In these words, the first vowel of the sequence is Long-O or Long-U, so the bridge sound is /w/:
cooperate / doing / fluid / fuel / oasis / ruin / situation / usual

(They sound like: {co-WO-per-ate}, {DO-wing}, {FLU-wid}, {o-WA-sis}, {RU-win}, {si-tu-WA-tion}, {U-su-wal}.)

Finally, here is an extra tricky word: “bioethics”. It has a sequence of three vowels! The first vowel is Long-I, so the /y/ part is used, and the second vowel is Long-O, so the /w/ part is used, and the word sounds like {bi-yo-WE-thics}.

Vowel Sequences 1

When you find a new word that has two vowels next to each other, you need to check whether the two vowels make just one vowel sound together (a vowel pair), or whether they make two separate sounds (a vowel sequence).

Vowel Pair: This is when two vowels are together in a word, and together they make just one vowel sound and they belong to the same syllable. For example, in the words “rain” or “head”. (see more examples in Vowel Pairs)

Vowel Sequence: This is when two vowels are next to each other in a word, and they make two separate sounds, and belong to different syllables, as in the words “diet” or “eon”.

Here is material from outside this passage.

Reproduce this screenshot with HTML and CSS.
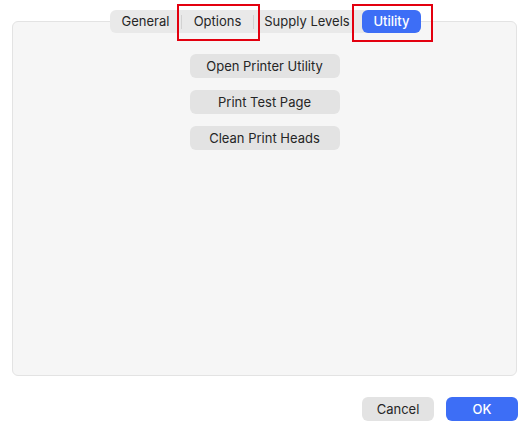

Vowel sequences can be tricky to pronounce, and there are many students of English who have trouble saying them clearly.

Sometimes, there are words that can be confused, if the vowel sequence is not clear. Here are some common examples:

science: The [i] and the [e] both need to be clear, otherwise this word is often confused with “signs”.
coerces: If the [o] and the [er] are not both clearly pronounced, this can be confused with “courses”.
create: This could sound like “crate”.
quiet: This could sound like “quite”.

Even when there is not a similar sounding word, an unclear vowel sequence could make the word unclear. Here is a funny example: I once had a student who told me that when she first arrived in the U.S., she went to the store to buy deodorant, but she couldn’t buy any, because she couldn’t pronounce the word “deodorant” right, and nobody at the store understood what she wanted. She told me this story the day we were learning about vowel sequences, because suddenly she realized that her trouble with pronouncing “deodorant” was mostly about not knowing that the “eo” sequence needed to be two different vowel sounds.

So then, how do native-speakers of English pronounce vowel sequences clearly? Here is the secret…

FIRST: The first thing to know is that in a vowel sequence, the first vowel almost always has a Long-vowel sound.

SECOND: The secret key is to use the end part of the first vowel. This is where the IPA symbols are useful. When we look at the IPA symbols for the Long-vowels, and look at the 2nd part of each one, we can see a little pattern…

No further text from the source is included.